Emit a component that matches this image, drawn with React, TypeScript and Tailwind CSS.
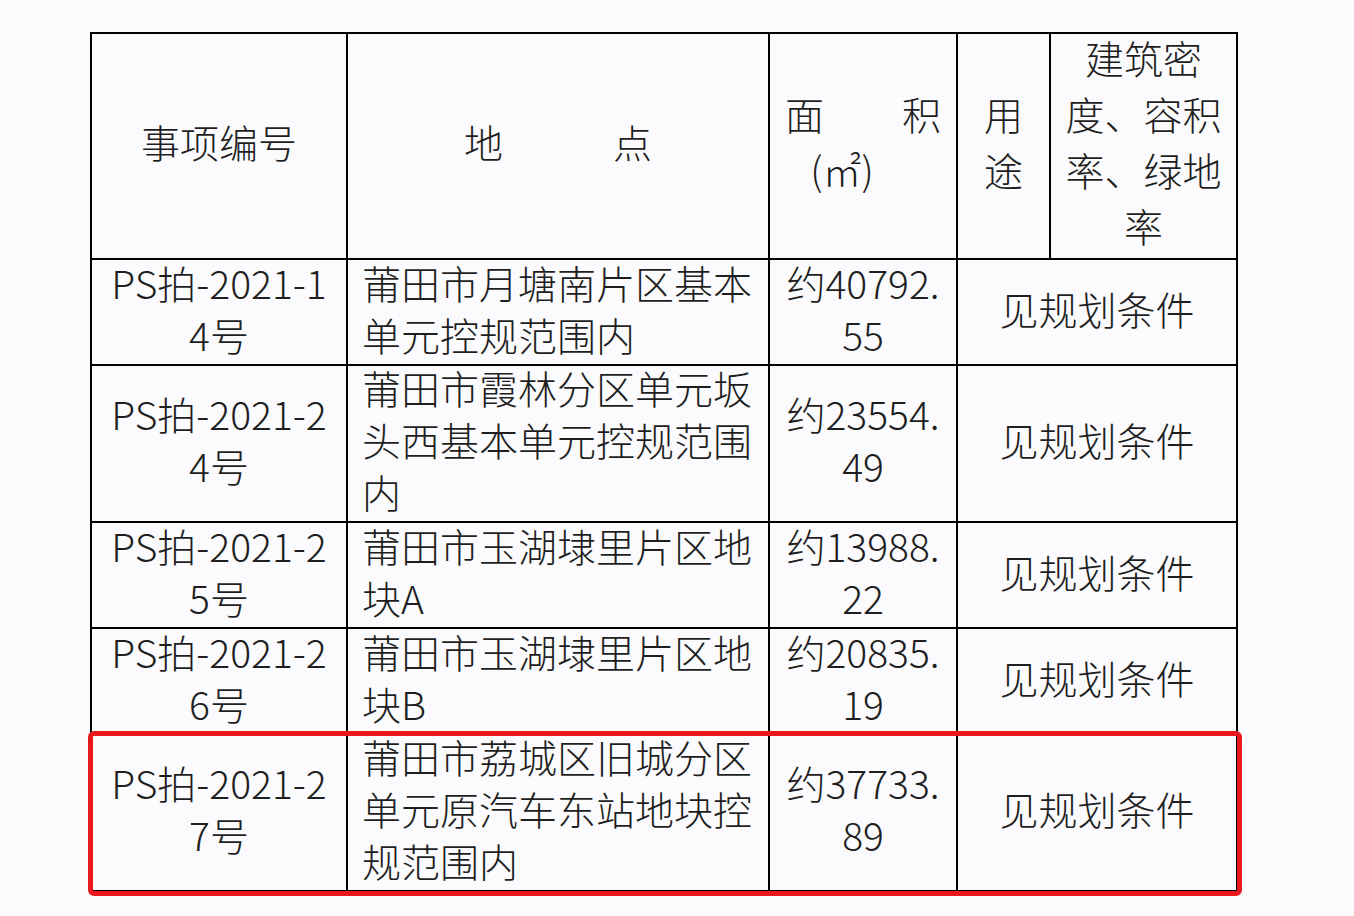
import React from "react";

const font = { fontFamily: '"Noto Sans CJK SC", "Noto Sans", sans-serif' };

type Row = { id: [string, string]; loc: string[]; area: [string, string]; h: string };

const rows: Row[] = [
  { id: ["PS拍-2021-1", "4号"], loc: ["莆田市月塘南片区基本", "单元控规范围内"], area: ["约40792.", "55"], h: "h-[106px]" },
  { id: ["PS拍-2021-2", "4号"], loc: ["莆田市霞林分区单元坂", "头西基本单元控规范围", "内"], area: ["约23554.", "49"], h: "h-[157px]" },
  { id: ["PS拍-2021-2", "5号"], loc: ["莆田市玉湖埭里片区地", "块A"], area: ["约13988.", "22"], h: "h-[106px]" },
  { id: ["PS拍-2021-2", "6号"], loc: ["莆田市玉湖埭里片区地", "块B"], area: ["约20835.", "19"], h: "h-[106px]" },
  { id: ["PS拍-2021-2", "7号"], loc: ["莆田市荔城区旧城分区", "单元原汽车东站地块控", "规范围内"], area: ["约37733.", "89"], h: "h-[157px]" },
];

export default function App() {
  return (
    <div className="w-[1354px] h-[916px] bg-[#fbfbfd] text-[#1e1e1e] overflow-hidden" style={font}>
      <div className="relative ml-[90px] pt-[32px] w-[1150px]">
        <table className="table-fixed border-collapse border-2 border-black text-[39px] font-light">
          <colgroup>
            <col className="w-[256px]" />
            <col className="w-[422px]" />
            <col className="w-[188px]" />
            <col className="w-[93px]" />
            <col className="w-[187px]" />
          </colgroup>
          <tbody>
            <tr className="h-[226px] leading-[56px]">
              <td className="border-2 border-black text-center align-middle">
                <div className="-mt-[10px]">事项编号</div>
              </td>
              <td className="border-2 border-black align-middle">
                <div className="flex justify-center gap-[110px] -mt-[10px]">
                  <span>地</span>
                  <span>点</span>
                </div>
              </td>
              <td className="border-2 border-black align-middle px-[15px]">
                <div className="-mt-[10px]">
                  <div className="flex justify-between">
                    <span>面</span>
                    <span>积</span>
                  </div>
                  <div className="text-center pr-[42px]">(㎡)</div>
                </div>
              </td>
              <td className="border-2 border-black align-middle text-center">
                <div className="-mt-[10px]">
                  <div>用</div>
                  <div>途</div>
                </div>
              </td>
              <td className="border-2 border-black align-middle text-center whitespace-nowrap">
                <div className="-mt-[10px]">
                  <div>建筑密</div>
                  <div>度、容积</div>
                  <div>率、绿地</div>
                  <div>率</div>
                </div>
              </td>
            </tr>
            {rows.map((r, i) => (
              <tr key={i} className={`${r.h} leading-[52px]`}>
                <td className="border-2 border-black text-center align-middle whitespace-nowrap">
                  <div className="-mt-[9px]">
                    <div>{r.id[0]}</div>
                    <div>{r.id[1]}</div>
                  </div>
                </td>
                <td className="border-2 border-black align-middle pl-[14px] whitespace-nowrap">
                  <div className="-mt-[9px]">
                    {r.loc.map((l, j) => (
                      <div key={j}>{l}</div>
                    ))}
                  </div>
                </td>
                <td className="border-2 border-black text-center align-middle whitespace-nowrap">
                  <div className="-mt-[9px]">
                    <div>{r.area[0]}</div>
                    <div>{r.area[1]}</div>
                  </div>
                </td>
                <td colSpan={2} className="border-2 border-black text-center align-middle whitespace-nowrap">
                  <div className="-mt-[9px]">见规划条件</div>
                </td>
              </tr>
            ))}
          </tbody>
        </table>
        <div className="absolute left-[-2px] top-[731px] w-[1154px] h-[165px] border-[5px] border-[#e8191c] rounded-[6px] pointer-events-none" />
      </div>
    </div>
  );
}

● ● ●

YOUR GOAL:
Which lines above contain "React"? Show each of them.

EXPECTED OUTPUT:
Emit a component that matches this image, drawn with React, TypeScript and Tailwind CSS.
import React from "react";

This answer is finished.